#### [SOURCE MATERIAL]

>>>

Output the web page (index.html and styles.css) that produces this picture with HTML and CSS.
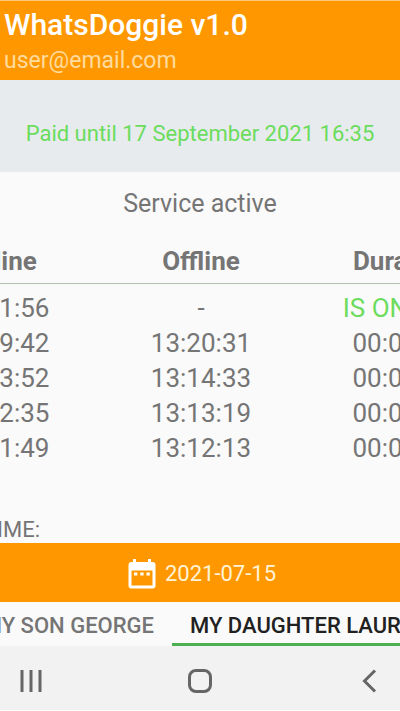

<<<
>>>

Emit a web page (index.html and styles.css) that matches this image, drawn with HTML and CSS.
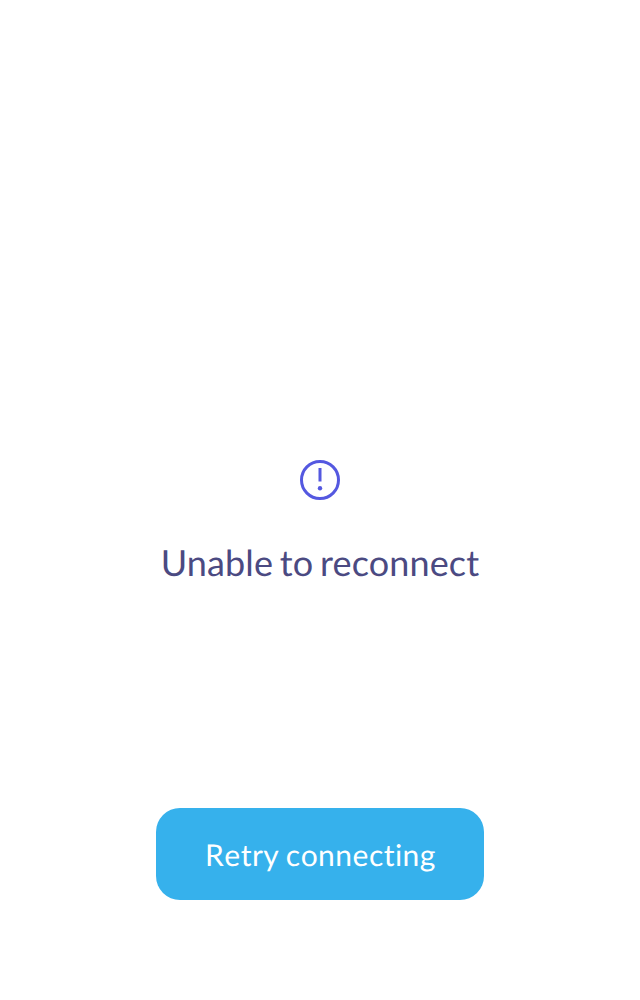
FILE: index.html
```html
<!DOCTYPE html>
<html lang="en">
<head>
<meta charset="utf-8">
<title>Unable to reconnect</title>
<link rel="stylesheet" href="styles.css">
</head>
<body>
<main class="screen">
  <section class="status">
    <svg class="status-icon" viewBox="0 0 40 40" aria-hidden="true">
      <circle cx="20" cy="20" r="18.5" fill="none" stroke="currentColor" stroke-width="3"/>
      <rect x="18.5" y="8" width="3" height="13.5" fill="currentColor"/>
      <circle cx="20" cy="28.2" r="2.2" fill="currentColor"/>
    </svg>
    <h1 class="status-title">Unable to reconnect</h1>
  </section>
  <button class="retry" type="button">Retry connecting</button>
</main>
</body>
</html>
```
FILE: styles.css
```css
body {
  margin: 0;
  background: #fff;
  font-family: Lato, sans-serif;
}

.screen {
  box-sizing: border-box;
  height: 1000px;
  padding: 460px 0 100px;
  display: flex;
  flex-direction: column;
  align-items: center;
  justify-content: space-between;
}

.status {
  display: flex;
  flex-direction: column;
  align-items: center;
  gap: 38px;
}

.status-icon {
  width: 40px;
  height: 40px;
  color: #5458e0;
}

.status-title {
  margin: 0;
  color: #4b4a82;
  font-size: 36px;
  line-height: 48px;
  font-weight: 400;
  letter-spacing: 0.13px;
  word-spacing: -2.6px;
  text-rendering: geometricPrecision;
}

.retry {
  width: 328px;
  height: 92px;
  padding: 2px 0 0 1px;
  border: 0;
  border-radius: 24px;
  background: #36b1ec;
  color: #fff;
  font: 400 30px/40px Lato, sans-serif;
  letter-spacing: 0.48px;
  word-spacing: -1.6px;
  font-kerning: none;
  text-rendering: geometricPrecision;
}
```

<<<

#### [TASK INSTRUCTIONS]
Identify every line above with the string "index" in it. Copy those lines.

#### [TASK OUTPUT]
Output the web page (index.html and styles.css) that produces this picture with HTML and CSS.
Emit a web page (index.html and styles.css) that matches this image, drawn with HTML and CSS.
FILE: index.html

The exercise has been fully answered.